**Dataset extract**

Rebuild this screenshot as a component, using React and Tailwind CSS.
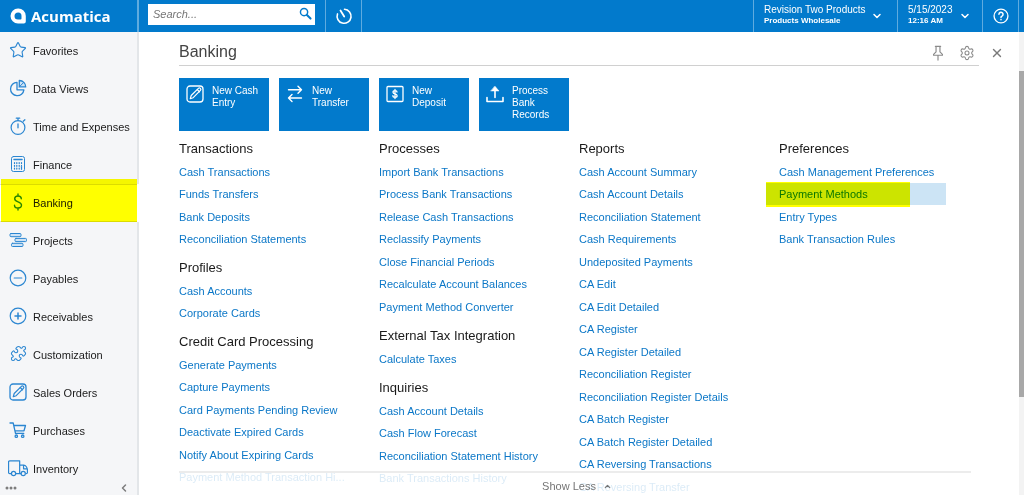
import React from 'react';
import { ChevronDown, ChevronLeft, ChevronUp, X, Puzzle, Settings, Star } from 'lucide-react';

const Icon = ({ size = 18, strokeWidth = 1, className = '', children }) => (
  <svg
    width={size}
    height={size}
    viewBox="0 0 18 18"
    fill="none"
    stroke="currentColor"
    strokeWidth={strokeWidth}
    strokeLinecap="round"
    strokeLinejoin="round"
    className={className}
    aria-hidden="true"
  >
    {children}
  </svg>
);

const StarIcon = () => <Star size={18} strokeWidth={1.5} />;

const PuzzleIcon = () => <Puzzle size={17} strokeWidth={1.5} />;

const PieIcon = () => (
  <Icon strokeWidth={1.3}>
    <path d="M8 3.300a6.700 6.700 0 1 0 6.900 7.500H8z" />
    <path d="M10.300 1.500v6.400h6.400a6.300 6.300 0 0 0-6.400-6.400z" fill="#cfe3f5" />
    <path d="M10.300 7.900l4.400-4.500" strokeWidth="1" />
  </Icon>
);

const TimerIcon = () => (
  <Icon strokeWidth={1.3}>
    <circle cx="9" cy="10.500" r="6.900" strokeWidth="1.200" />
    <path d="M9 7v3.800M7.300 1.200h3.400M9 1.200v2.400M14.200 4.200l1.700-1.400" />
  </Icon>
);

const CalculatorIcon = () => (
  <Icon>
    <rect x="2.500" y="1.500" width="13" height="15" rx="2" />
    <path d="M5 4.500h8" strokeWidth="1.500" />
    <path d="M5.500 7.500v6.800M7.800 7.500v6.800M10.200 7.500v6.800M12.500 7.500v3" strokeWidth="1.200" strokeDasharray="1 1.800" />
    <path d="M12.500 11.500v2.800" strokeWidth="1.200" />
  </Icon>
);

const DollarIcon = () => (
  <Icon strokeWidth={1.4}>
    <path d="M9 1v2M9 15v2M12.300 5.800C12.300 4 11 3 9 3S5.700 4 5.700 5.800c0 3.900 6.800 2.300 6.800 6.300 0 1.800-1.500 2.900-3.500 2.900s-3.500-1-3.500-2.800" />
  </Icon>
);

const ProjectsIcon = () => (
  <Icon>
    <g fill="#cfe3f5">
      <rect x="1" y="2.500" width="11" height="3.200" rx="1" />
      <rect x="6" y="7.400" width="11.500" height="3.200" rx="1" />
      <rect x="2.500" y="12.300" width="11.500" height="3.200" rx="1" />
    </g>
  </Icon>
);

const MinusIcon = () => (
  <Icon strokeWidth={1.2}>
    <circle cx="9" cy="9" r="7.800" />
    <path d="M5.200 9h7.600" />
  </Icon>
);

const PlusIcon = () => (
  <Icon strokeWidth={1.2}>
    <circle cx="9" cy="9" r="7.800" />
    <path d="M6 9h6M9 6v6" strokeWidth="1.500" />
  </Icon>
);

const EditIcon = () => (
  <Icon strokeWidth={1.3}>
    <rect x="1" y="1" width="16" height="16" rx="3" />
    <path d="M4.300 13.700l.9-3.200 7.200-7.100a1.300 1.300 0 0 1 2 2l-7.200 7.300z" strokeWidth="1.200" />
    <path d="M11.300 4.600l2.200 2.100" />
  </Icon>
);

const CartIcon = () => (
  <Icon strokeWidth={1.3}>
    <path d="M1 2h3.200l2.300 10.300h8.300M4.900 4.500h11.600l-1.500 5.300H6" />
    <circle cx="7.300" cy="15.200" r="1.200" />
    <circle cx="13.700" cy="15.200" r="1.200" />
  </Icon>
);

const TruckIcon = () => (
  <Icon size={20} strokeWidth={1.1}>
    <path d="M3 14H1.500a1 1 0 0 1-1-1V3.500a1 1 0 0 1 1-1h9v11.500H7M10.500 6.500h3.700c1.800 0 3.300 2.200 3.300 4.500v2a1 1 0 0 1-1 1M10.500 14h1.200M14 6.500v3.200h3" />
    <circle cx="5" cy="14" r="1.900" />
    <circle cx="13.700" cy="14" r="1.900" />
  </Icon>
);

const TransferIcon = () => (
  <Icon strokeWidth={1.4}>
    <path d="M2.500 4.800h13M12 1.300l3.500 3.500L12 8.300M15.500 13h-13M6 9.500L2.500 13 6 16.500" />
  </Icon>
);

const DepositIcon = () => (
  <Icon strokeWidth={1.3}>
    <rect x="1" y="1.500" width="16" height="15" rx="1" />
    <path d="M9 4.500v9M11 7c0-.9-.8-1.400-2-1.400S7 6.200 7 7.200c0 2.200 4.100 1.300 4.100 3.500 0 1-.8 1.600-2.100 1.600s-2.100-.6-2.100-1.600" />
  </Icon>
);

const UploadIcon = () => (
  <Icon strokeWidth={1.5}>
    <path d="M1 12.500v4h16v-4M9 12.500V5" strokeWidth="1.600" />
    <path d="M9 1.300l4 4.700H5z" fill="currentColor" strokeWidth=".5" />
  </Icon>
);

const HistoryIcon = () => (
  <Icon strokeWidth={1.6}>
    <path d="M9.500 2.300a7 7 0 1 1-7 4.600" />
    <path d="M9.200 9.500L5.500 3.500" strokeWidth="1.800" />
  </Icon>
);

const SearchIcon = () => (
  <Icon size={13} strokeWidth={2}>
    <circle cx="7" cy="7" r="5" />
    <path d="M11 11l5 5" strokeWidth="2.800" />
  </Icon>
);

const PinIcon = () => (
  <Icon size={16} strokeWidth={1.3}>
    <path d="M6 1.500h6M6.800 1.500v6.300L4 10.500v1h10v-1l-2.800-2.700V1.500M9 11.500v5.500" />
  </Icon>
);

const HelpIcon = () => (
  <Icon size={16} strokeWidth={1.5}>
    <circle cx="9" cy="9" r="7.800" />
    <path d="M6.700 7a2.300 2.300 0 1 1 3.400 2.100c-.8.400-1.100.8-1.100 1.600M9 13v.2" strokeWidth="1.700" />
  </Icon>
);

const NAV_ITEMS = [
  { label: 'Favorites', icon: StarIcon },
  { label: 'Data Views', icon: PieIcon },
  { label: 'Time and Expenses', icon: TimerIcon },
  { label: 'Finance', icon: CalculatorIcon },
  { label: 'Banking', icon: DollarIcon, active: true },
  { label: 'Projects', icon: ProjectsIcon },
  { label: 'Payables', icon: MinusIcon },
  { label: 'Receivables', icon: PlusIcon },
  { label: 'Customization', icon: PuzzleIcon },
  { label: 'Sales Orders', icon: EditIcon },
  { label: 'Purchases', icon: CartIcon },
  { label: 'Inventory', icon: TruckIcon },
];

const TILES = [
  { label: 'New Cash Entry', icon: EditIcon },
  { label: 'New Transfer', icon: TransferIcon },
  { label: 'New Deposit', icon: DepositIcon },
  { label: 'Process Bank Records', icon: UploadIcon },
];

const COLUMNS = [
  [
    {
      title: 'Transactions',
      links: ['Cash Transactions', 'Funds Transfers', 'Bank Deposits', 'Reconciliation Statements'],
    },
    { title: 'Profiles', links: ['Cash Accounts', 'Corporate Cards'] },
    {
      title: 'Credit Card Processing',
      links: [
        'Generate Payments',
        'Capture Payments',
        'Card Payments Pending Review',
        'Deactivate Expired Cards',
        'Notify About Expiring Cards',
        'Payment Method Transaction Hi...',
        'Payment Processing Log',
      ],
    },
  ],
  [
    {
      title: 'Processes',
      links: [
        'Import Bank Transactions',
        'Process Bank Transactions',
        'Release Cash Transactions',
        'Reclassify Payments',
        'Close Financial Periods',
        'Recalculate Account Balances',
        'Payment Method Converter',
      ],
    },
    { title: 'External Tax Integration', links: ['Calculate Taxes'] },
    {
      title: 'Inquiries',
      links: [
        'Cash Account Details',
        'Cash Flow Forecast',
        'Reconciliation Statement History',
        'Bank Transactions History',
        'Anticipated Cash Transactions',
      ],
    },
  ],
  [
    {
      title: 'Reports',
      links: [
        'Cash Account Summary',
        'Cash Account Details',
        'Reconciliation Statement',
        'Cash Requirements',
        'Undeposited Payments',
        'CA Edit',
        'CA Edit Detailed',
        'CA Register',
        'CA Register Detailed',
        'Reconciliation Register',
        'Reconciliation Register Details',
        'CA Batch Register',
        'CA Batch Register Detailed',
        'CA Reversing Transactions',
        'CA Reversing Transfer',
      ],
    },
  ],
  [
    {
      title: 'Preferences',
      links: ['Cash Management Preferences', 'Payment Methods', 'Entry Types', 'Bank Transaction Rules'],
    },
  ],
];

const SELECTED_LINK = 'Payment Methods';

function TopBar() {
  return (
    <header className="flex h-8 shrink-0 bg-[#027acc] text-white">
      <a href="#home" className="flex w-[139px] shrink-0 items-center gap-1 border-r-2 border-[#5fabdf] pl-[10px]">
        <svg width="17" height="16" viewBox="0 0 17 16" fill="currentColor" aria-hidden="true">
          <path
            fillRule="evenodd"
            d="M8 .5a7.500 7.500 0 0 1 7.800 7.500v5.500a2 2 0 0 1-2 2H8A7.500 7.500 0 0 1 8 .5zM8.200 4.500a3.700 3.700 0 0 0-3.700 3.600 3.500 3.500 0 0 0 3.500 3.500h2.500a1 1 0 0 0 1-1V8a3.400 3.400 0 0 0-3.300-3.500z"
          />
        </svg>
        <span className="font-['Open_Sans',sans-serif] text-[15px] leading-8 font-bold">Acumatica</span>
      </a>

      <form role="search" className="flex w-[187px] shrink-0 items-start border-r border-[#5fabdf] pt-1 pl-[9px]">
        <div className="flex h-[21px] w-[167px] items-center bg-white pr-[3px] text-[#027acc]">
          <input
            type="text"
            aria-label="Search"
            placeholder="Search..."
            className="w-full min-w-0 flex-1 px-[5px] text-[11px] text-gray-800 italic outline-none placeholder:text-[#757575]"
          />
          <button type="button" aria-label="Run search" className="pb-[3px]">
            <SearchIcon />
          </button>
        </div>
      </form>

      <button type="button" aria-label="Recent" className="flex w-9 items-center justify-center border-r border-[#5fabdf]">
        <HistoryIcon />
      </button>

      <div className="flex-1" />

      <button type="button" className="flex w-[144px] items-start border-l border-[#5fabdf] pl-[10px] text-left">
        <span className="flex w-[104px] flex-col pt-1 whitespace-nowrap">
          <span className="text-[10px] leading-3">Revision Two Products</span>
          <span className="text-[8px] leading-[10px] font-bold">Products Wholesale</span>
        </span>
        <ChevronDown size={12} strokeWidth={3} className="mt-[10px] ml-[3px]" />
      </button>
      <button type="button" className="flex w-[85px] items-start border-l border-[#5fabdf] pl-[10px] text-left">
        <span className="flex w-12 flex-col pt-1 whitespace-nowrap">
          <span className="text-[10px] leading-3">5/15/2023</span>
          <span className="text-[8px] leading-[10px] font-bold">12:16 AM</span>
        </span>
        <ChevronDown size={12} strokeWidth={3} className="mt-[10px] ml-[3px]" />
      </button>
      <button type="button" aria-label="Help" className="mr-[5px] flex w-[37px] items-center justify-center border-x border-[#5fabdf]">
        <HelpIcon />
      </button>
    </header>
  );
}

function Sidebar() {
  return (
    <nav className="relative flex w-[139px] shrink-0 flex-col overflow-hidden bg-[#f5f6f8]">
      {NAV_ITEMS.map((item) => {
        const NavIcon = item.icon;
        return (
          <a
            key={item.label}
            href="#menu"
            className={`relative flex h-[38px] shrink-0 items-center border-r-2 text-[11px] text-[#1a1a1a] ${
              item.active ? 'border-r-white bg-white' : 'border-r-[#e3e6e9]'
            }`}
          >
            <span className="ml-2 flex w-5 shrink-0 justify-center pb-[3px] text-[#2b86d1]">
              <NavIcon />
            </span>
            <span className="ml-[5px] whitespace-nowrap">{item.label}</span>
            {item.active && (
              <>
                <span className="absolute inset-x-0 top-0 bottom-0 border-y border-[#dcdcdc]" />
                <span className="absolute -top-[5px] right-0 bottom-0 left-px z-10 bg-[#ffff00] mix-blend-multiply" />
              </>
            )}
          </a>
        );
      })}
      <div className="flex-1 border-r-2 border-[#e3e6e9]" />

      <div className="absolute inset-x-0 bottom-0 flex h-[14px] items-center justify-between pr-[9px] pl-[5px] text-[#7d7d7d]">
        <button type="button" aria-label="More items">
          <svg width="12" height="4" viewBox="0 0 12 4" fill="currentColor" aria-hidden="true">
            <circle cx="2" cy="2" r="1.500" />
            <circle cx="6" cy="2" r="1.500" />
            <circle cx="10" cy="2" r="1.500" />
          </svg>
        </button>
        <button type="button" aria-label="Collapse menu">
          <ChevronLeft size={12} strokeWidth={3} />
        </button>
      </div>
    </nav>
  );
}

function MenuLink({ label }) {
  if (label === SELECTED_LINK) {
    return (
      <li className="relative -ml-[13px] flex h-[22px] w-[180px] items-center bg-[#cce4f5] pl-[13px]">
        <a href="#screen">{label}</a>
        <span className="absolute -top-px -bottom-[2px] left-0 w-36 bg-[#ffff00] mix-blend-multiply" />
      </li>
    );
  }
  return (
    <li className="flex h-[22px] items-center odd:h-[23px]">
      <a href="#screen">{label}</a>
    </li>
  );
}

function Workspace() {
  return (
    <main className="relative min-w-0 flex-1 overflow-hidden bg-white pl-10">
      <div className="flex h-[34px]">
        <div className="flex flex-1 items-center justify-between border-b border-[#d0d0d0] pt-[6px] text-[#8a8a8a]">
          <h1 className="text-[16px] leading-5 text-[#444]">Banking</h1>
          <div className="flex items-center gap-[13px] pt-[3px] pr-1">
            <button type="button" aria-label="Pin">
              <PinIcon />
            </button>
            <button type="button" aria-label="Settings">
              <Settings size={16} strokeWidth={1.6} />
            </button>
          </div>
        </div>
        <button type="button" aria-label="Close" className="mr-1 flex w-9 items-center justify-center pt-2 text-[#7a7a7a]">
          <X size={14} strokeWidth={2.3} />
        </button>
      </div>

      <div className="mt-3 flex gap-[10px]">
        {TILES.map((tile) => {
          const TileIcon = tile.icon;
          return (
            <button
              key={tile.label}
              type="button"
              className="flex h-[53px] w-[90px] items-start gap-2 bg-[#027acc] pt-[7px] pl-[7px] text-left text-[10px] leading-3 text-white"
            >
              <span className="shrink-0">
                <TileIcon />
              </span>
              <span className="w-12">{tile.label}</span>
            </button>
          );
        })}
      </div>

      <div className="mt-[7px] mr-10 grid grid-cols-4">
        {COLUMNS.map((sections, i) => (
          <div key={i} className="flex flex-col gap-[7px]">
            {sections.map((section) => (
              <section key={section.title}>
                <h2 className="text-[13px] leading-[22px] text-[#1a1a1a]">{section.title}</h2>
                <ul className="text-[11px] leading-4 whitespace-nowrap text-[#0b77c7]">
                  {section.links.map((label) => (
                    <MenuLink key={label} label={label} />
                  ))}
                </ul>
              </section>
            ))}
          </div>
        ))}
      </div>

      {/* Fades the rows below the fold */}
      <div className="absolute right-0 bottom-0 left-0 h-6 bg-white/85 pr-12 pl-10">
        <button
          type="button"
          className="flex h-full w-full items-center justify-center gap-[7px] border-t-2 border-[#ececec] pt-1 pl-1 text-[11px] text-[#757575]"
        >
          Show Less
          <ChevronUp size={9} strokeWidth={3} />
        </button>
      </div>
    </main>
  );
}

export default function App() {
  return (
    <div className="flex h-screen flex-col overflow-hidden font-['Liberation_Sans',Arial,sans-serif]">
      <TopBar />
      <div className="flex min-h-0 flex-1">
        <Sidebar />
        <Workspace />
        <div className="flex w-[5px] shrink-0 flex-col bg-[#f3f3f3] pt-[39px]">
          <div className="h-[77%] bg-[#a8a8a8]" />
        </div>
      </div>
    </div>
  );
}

**What is expected**
Repeat the lines above, starting at the first and stopping after the line that holds "Puzzle, Settings, Star", with the pictures left out.

**Written solution**
Rebuild this screenshot as a component, using React and Tailwind CSS.
import React from 'react';
import { ChevronDown, ChevronLeft, ChevronUp, X, Puzzle, Settings, Star } from 'lucide-react';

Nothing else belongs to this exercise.